This is the time of the year when I turn into the proverbial kid in the candy store. Now, you may be thinking that my thoughts have turned to holiday sweets, nicely wrapped gifts or even time with the family. Of course, those are aspects of the holiday season that are wonderful, but there is something extra special this time of year. This is the time of year where the United States Census Bureau releases five-year data sets from their American Community Survey.
And yes, if your eyes haven’t glazed over already, you are probably now worried about the state of my ability to define what exactly is exciting. And on that, you may have a point. But be that as it may, there are always interesting insights to see how our communities are changing year over year.
The American Community Survey is a relatively new tool that the Census Bureau uses to track demographic information about the country. Back in the old days, the Census Bureau would only bother to capture this information once every 10 years through the traditional census. If you were one of the lucky households, you were blessed to fill out the Census Bureau’s long form. The form was about the size of a large city’s phone book that asked you questions about nearly every aspect of your life.
Well, the Census Bureau realized that some of the questions were obsolete and asking these questions once every 10 years really didn’t help. So they devised a survey which they give out to random households each year. These questions go more in depth than the decennial census and are reported on an annual basis. The Bureau gathers data from the past five years of surveys and they make their annual statistically significant best guess estimate on what life is like in every community in America — in number form, of course.
I will never hold myself out as a demographer or statistician of any real value, but if there is one piece of statistical information that those that know that work look at, it has to be Median Household Income. It’s the measure that shows what the average household brings home each year.

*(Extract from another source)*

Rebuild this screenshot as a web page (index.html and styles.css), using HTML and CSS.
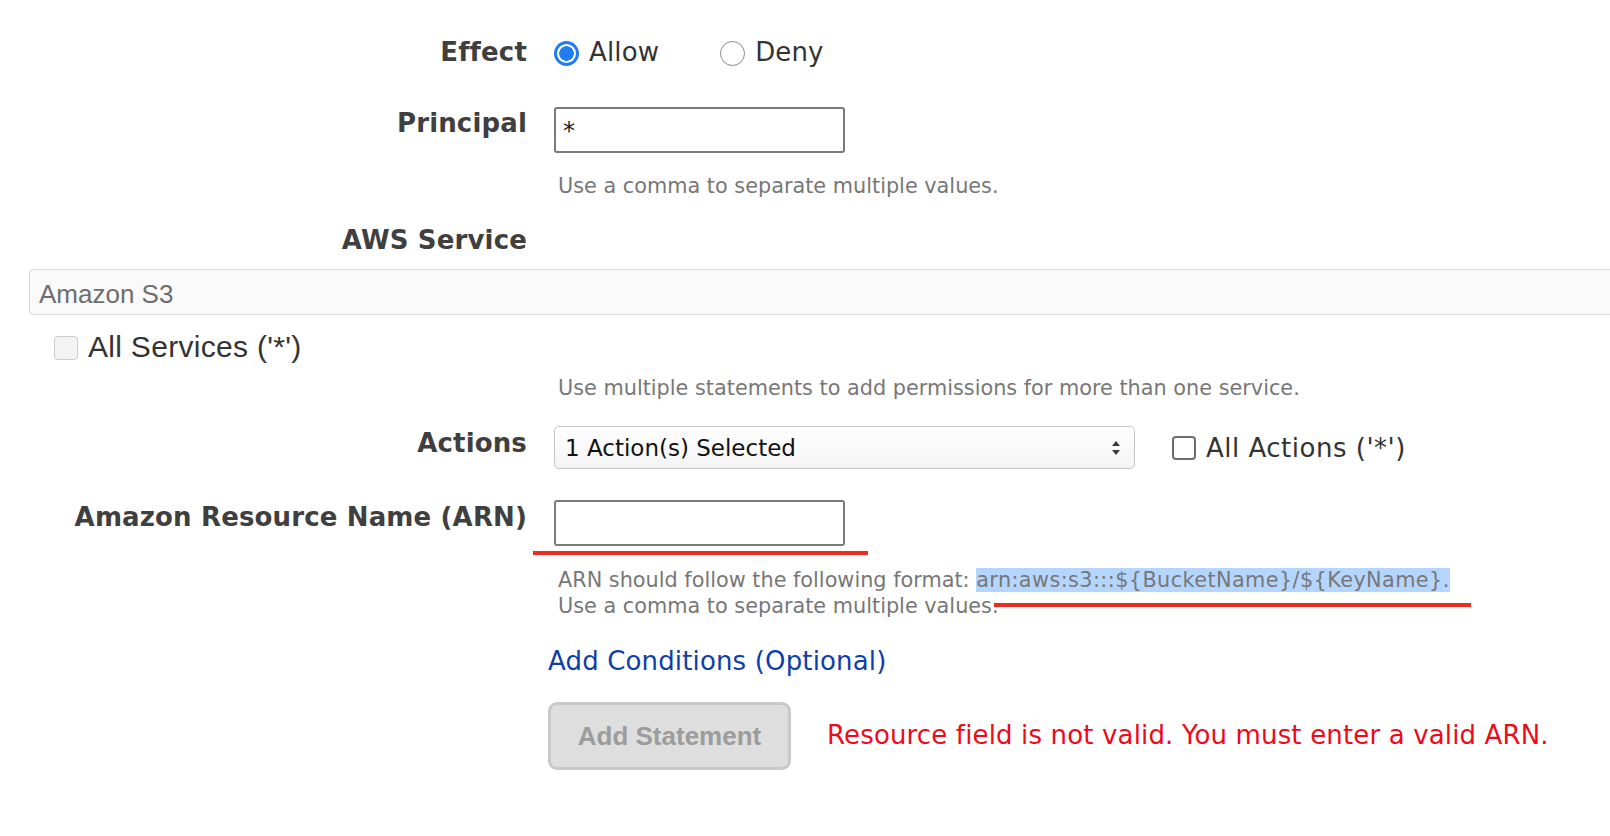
FILE: index.html
```html
<!DOCTYPE html>
<html lang="en">
<head>
<meta charset="utf-8">
<title>Policy Statement</title>
<link rel="stylesheet" href="styles.css">
</head>
<body>
<main class="form">
  <div class="row row-effect">
    <div class="label">Effect</div>
    <div class="control radios">
      <label class="radio-opt"><span class="radio checked"></span><span>Allow</span></label>
      <label class="radio-opt"><span class="radio"></span><span>Deny</span></label>
    </div>
  </div>

  <div class="row row-principal">
    <div class="label">Principal</div>
    <div class="control"><div class="textbox">*</div></div>
  </div>
  <p class="hint hint-principal">Use a comma to separate multiple values.</p>

  <div class="row row-service">
    <div class="label">AWS Service</div>
  </div>
  <div class="service-field">Amazon S3</div>
  <label class="all-services"><span class="cb cb-disabled"></span><span>All Services ('*')</span></label>
  <p class="hint hint-service">Use multiple statements to add permissions for more than one service.</p>

  <div class="row row-actions">
    <div class="label">Actions</div>
    <div class="control actions-ctl">
      <div class="select">
        <span>1 Action(s) Selected</span>
        <svg class="arrows" width="10" height="16" viewBox="0 0 10 16"><path d="M5 1 L9 6 L1 6 Z M5 15 L9 10 L1 10 Z" fill="#3a3a3a"/></svg>
      </div>
      <label class="all-actions"><span class="cb"></span><span>All Actions ('*')</span></label>
    </div>
  </div>

  <div class="row row-arn">
    <div class="label">Amazon Resource Name (ARN)</div>
    <div class="control"><div class="textbox"></div></div>
  </div>
  <div class="hint hint-arn">
    <div>ARN should follow the following format: <span class="sel">arn:aws:s3:::${BucketName}/${KeyName}.</span></div>
    <div>Use a comma to separate multiple values.</div>
  </div>

  <a class="add-conditions" href="#">Add Conditions (Optional)</a>

  <div class="submit-row">
    <button class="add-btn" type="button" disabled>Add Statement</button>
    <span class="error">Resource field is not valid. You must enter a valid ARN.</span>
  </div>

  <div class="mark mark-input"></div>
  <div class="mark mark-format"></div>
</main>
</body>
</html>
```

FILE: styles.css
```css
html, body {
  margin: 0;
  padding: 0;
  background: #ffffff;
  overflow: hidden;
}

body {
  font-family: "DejaVu Sans", Verdana, sans-serif;
  color: #333333;
  letter-spacing: 0.15px;
}

.form {
  position: relative;
  padding-top: 37px;
  width: 1610px;
  height: 836px;
  box-sizing: border-box;
}

.row {
  display: flex;
  align-items: flex-start;
}

.label {
  width: 527px;
  flex-shrink: 0;
  text-align: right;
  font-weight: 700;
  font-size: 26px;
  line-height: 30px;
  color: #3f3f3f;
}

.control {
  margin-left: 27px;
}

/* Effect */
.radios {
  display: flex;
  align-items: center;
  gap: 61px;
  height: 30px;
}

.radio-opt {
  display: flex;
  align-items: center;
  gap: 10px;
  font-size: 26px;
  line-height: 30px;
  color: #333333;
}

.radio {
  width: 25px;
  height: 25px;
  box-sizing: border-box;
  border-radius: 50%;
  border: 1.5px solid #8a8a8a;
  background: #ffffff;
  margin-top: 3px;
}

.radio.checked {
  border: 3px solid #1f7cf3;
  background: radial-gradient(circle, #1f7cf3 0 7px, #ffffff 7.5px);
}

/* Principal */
.row-principal {
  margin-top: 40px;
}

.row-principal .label {
  padding-top: 1px;
}

.textbox {
  width: 291px;
  height: 46px;
  box-sizing: border-box;
  border: 2px solid #7a7a7a;
  border-radius: 3px;
  padding: 2px 7px 0;
  font-size: 24px;
  line-height: 40px;
  color: #222222;
}

.hint {
  margin: 0;
  margin-left: 558px;
  font-size: 20.8px;
  line-height: 24px;
  color: #777777;
  letter-spacing: 0;
}

.hint-principal {
  margin-top: 21px;
}

/* Service */
.row-service {
  margin-top: 27px;
}

.service-field {
  margin-top: 14px;
  margin-left: 29px;
  width: 1620px;
  height: 46px;
  box-sizing: border-box;
  border: 1px solid #dadada;
  border-radius: 4px;
  background: #fafafa;
  padding: 4px 0 0 9px;
  font-family: "Liberation Sans", Arial, sans-serif;
  font-size: 26px;
  line-height: 40px;
  color: #6e6e6e;
  letter-spacing: 0;
}

.all-services {
  display: flex;
  align-items: center;
  gap: 10px;
  margin-top: 15px;
  margin-left: 54px;
  height: 34px;
  font-family: "Liberation Sans", Arial, sans-serif;
  font-size: 30px;
  letter-spacing: 0.3px;
  color: #333333;
}

.cb {
  width: 24px;
  height: 24px;
  box-sizing: border-box;
  border: 2px solid #6e6e6e;
  border-radius: 4px;
  background: #ffffff;
  flex-shrink: 0;
}

.cb.cb-disabled {
  border: 1px solid #cdcdcd;
  background: #f3f3f3;
  margin-top: 2px;
}

.hint-service {
  margin-top: 12px;
}

/* Actions */
.row-actions {
  margin-top: 26px;
}

.row-actions .label {
  padding-top: 2px;
}

.actions-ctl {
  display: flex;
  align-items: center;
  gap: 37px;
}

.select {
  width: 581px;
  height: 43px;
  box-sizing: border-box;
  border: 1px solid #c6c6c6;
  border-radius: 5px;
  background: linear-gradient(#ffffff, #f4f4f4);
  display: flex;
  align-items: center;
  justify-content: space-between;
  padding: 0 13px 0 10px;
  font-size: 23px;
  letter-spacing: 0;
  color: #111111;
}

.all-actions {
  display: flex;
  align-items: center;
  gap: 10px;
  font-size: 26px;
  letter-spacing: 0.5px;
  line-height: 30px;
  color: #333333;
}

/* ARN */
.row-arn {
  margin-top: 31px;
}

.row-arn .label {
  padding-top: 2px;
}

.hint-arn {
  margin-top: 21px;
  line-height: 26px;
}

.sel {
  background: #b4d6fe;
  letter-spacing: 0.4px;
}

.add-conditions {
  display: block;
  width: max-content;
  margin-top: 27px;
  margin-left: 548px;
  font-size: 26px;
  line-height: 30px;
  color: #0f3ea8;
  text-decoration: none;
}

.submit-row {
  display: flex;
  align-items: center;
  gap: 36px;
  margin-top: 26px;
  padding-left: 548px;
}

.add-btn {
  width: 243px;
  height: 68px;
  box-sizing: border-box;
  border: 3px solid #c9c9c9;
  border-radius: 9px;
  background: #dedede;
  color: #9c9c9c;
  font-family: "Liberation Sans", Arial, sans-serif;
  font-weight: 700;
  font-size: 26px;
  letter-spacing: 0;
  padding: 0;
}

.error {
  font-size: 26px;
  line-height: 30px;
  margin-top: -2px;
  color: #ee0a1a;
}

/* annotation underlines */
.mark {
  position: absolute;
  height: 4px;
  background: #ef2a1e;
}

.mark-input {
  left: 533px;
  top: 551px;
  width: 335px;
}

.mark-format {
  left: 994px;
  top: 603px;
  width: 477px;
}
```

Measured over last year, the two largest cities in our county have seen improvements. The median income in Troy is $49,618, up over 4 percent from last year. The growth in Piqua was even more impressive. This year their median income is $43,849, but that shot up over 9 percent from the previous year.
The highest Median Household Income that Troy ever reported through the survey came in 2012 where the income was $50,403. That same year, Piqua’s Median Household Income was $36,150. That was a pretty wide disparity of over $14,000. Now, just five years later it’s $3,000. These two communities are at least economically, becoming more alike.
Another important statistic that is looked at is the poverty rate. Plainly stated, this is the percentage of people in our community that are lacking the financial means to be self-sustaining in many respects. In 2017, Troy’s poverty rate stood at 11.1 percent, while the poverty rate was 16.2 percent in Piqua. These rates seem high, but are still lower than what these rates were in 2013. At that time, the Troy rate was 15.1 percent and the Piqua rate was 23.4 percent.
Even more pronounced was the amount of children in poverty. In 2013, 25.6 percent of kids in Troy lived below the poverty level while in Piqua that number was 40 percent. These sky high numbers have thankfully gone down, but are still high. Fifteen percent of kids in Troy live in Poverty while 17.4 percent of kids in Piqua live in poverty.
Perhaps even more interesting is the average age of our community. After years of going up, Troy’s average age actually dropped to 39.5, while Piqua’s nudged up to 38.7. In Troy, 6.3 percent of our residents are under age 5, which is as high as that rate has been since 2010. Perhaps we are in the midst of a “baby boom” in the City of Troy.
Overall, our community’s health seems to be getting better as time is marching on.